Well that’s wrong. They do have the money - the capital budget in 2024/5 is a massive £6.2 billion. That’s just one year. Each year the budget of that amount means there is hugely more than is needed. Other parts of Scotland have seen big improvements in transport since devolution. New Aberdeen link road; M8 M77 M74 et all in central belt; borders railway; magnificent new Forth Crossing and, yes, Edinburgh chose the trams!
So surely it’s the Highlands turn…but then again maybe not. Quite simply, I concluded that the failure to deliver on the longest standing promises we have as a government ever made could not be justified, far less defended in the heat of an election campaign. Perhaps I wrestled with my conscience for too long.
One cannot defend the indefensible. Blaming others, as Transport Ministers have done simply adds salt to the wounds. Surely self government means accepting responsibility not constantly trying to say, in effect: “Sorry sir, a big boy did it and ran away.”
Therefore, I could not in all conscience at the next election defend the indefensible. It was a matter of honour.
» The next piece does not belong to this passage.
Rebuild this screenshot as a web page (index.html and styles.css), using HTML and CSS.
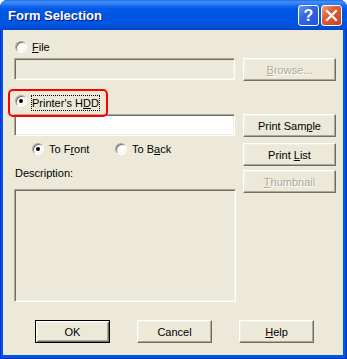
FILE: index.html
```html
<!DOCTYPE html>
<html>
	<head>
		<meta charset="utf-8">
		<title>Form Selection</title>
		<link rel="stylesheet" href="styles.css">
	</head>
	<body>
		<!-- 窗口 -->
		<div class="window">
			<div class="titlebar">
				<span class="title">Form Selection</span>
				<div class="caption-btns">
					<span class="cbtn help">?</span>
					<span class="cbtn close">
						<svg width="13" height="13" viewBox="0 0 13 13">
							<path d="M2 2 L11 11 M11 2 L2 11" stroke="#fff" stroke-width="2.2" stroke-linecap="square"/>
						</svg>
					</span>
				</div>
			</div>
			<div class="client">
				<div class="main">
					<div class="left">
						<div class="opt row-file"><span class="radio"></span><span class="lbl"><u>F</u>ile</span></div>
						<div class="field off"></div>
						<div class="opt row-hdd"><span class="radio on"></span><span class="lbl focus">Printer's H<u>D</u>D</span></div>
						<div class="field mt3"></div>
						<div class="opt row-side">
							<span class="item"><span class="radio on"></span><span class="lbl">To F<u>r</u>ont</span></span>
							<span class="item"><span class="radio"></span><span class="lbl">To B<u>a</u>ck</span></span>
						</div>
						<div class="desc-label">Description:</div>
						<div class="desc-box"></div>
					</div>
					<div class="right">
						<div class="btn off browse"><span><u>B</u>rowse...</span></div>
						<div class="btn sample"><span>Print Sam<u>p</u>le</span></div>
						<div class="btn list"><span>Print <u>L</u>ist</span></div>
						<div class="btn off thumb"><span><u>T</u>humbnail</span></div>
					</div>
				</div>
				<div class="actions">
					<div class="btn def">OK</div>
					<div class="btn">Cancel</div>
					<div class="btn"><span><u>H</u>elp</span></div>
				</div>
			</div>
		</div>
	</body>
</html>
```

FILE: styles.css
```css
*{
	margin: 0;
	padding: 0;
	box-sizing: border-box;
}
body{
	width: 347px;
	height: 359px;
	overflow: hidden;
	background-color: #fff;
	font-family: "Liberation Sans", Arial, sans-serif;
	font-size: 11px;
	color: #000;
}
u{
	text-decoration: underline;
	text-underline-offset: 1px;
}

/* 窗口外框 */
.window{
	width: 347px;
	height: 359px;
	background-color: #0055e5;
	border-radius: 8px 8px 0 0;
	display: flex;
	flex-direction: column;
	box-shadow: inset 1px 0 #0831d9, inset -1px 0 #0030b8, inset 0 -1px #0030b8;
}
.titlebar{
	height: 30px;
	flex: none;
	display: flex;
	align-items: center;
	padding: 0 5px 0 8px;
	border-radius: 7px 7px 0 0;
	background: linear-gradient(#0a5de6 0, #3f8cf3 1px, #3a86f5 3px, #1868ee 6px, #0058e6 9px, #0056e4 18px, #0055e0 24px, #0050d8 27px, #0047ca 30px);
}
.title{
	flex: 1;
	color: #fff;
	font-weight: bold;
	font-size: 13px;
	text-shadow: 1px 1px #0a1883;
	padding-top: 1px;
}
.caption-btns{
	display: flex;
	gap: 2px;
	align-self: flex-start;
	margin-top: 5px;
}
.cbtn{
	width: 21px;
	height: 21px;
	border: 1px solid #fff;
	border-radius: 3px;
	display: flex;
	align-items: center;
	justify-content: center;
	color: #fff;
}
.help{
	background: linear-gradient(135deg, #6b9af7 0, #3467e6 40%, #1f52d8 100%);
	font-weight: bold;
	font-size: 16px;
}
.close{
	background: linear-gradient(135deg, #f0a688 0, #e2603a 35%, #c8421c 100%);
}

/* 客户区 */
.client{
	flex: 1;
	margin: 0 4px 4px 3px;
	background-color: #ece9d8;
	padding: 10px 7px 12px 11px;
}
.main{
	display: flex;
	gap: 7px;
}
.left{
	width: 222px;
	display: flex;
	flex-direction: column;
}
.right{
	width: 93px;
	display: flex;
	flex-direction: column;
}

/* 单选 */
.opt{
	display: flex;
	align-items: center;
	height: 14px;
}
.row-file{
	padding-left: 1px;
}
.radio{
	flex: none;
	position: relative;
	width: 12px;
	height: 12px;
	border-radius: 50%;
	border: 1px solid;
	border-color: #aca899 #fff #fff #aca899;
	background-color: #fff;
	box-shadow: inset 1px 1px #716f64, inset -1px -1px #f1efe2;
}
.radio.on::after{
	content: "";
	position: absolute;
	left: 3px;
	top: 3px;
	width: 4px;
	height: 4px;
	border-radius: 50%;
	background-color: #000;
}
.lbl{
	margin-left: 5px;
	white-space: nowrap;
}
.row-hdd{
	margin-top: 15px;
	height: 16px;
	align-items: flex-start;
	padding-left: 1px;
	position: relative;
}
/* 红色标注框 */
.row-hdd::before{
	content: "";
	position: absolute;
	left: -6px;
	top: -6px;
	width: 96px;
	height: 24px;
	border: 2px solid #f00;
	border-radius: 5px;
}
.focus{
	margin-left: 4px;
	border: 1px dotted #000;
	line-height: 14px;
}
.row-side{
	margin-top: 6px;
	padding-left: 18px;
}
.item{
	display: flex;
	align-items: center;
	width: 83px;
}

/* 文本框 */
.field{
	width: 221px;
	height: 22px;
	margin-top: 4px;
	border: 1px solid;
	border-color: #aca899 #fff #fff #aca899;
	box-shadow: inset 1px 1px #716f64, inset -1px -1px #f1efe2;
	background-color: #fff;
}
.field.off{
	background-color: #ece9d8;
}
.field.mt3{
	margin-top: 3px;
}
.desc-label{
	margin-top: 11px;
	line-height: 13px;
	padding-left: 1px;
}
.desc-box{
	margin-top: 9px;
	width: 222px;
	height: 113px;
	border: 1px solid;
	border-color: #aca899 #fff #fff #aca899;
	box-shadow: inset 1px 1px #716f64, inset -1px -1px #f1efe2;
	background-color: #ece9d8;
}

/* 按钮 */
.btn{
	width: 93px;
	height: 23px;
	display: flex;
	align-items: center;
	justify-content: center;
	background-color: #ece9d8;
	border: 1px solid;
	border-color: #fff #716f64 #716f64 #fff;
	box-shadow: inset -1px -1px #aca899, inset 1px 1px #f1efe2;
	white-space: nowrap;
}
.btn.off{
	color: #aca899;
	text-shadow: 1px 1px #fff;
}
.btn.def{
	border-color: #000;
	box-shadow: inset 1px 1px #fff, inset -1px -1px #716f64, inset 2px 2px #f1efe2, inset -2px -2px #aca899;
}
.browse{
	margin-top: 18px;
}
.sample{
	margin-top: 33px;
}
.list{
	margin-top: 6px;
}
.thumb{
	margin-top: 4px;
}
.actions{
	display: flex;
	gap: 27px;
	margin-top: 18px;
	padding-left: 21px;
}
.actions .btn{
	width: 75px;
}
```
So Strathy readers, I have sent a warning to John Swinney: that with a year to go to the 2026 elections the Scottish Government must now deliver; they must make substantial progress on both projects. I have set out what that may reasonably entail, in meetings and in public. It will take years yes - but not to 2035. It can be completed sooner. I will raise this in Holyrood at every chance that I get.
The hardest thing in life is saying sorry. If the Scottish Government now show contrition and back that up with action - fair play. It is never too late for a sinner to repent, as the good book taught us. But if they do not, and they pretend failure is success, and defend the indefensible, then I may consider standing as an independent voice to continue to press the case for our part of this country.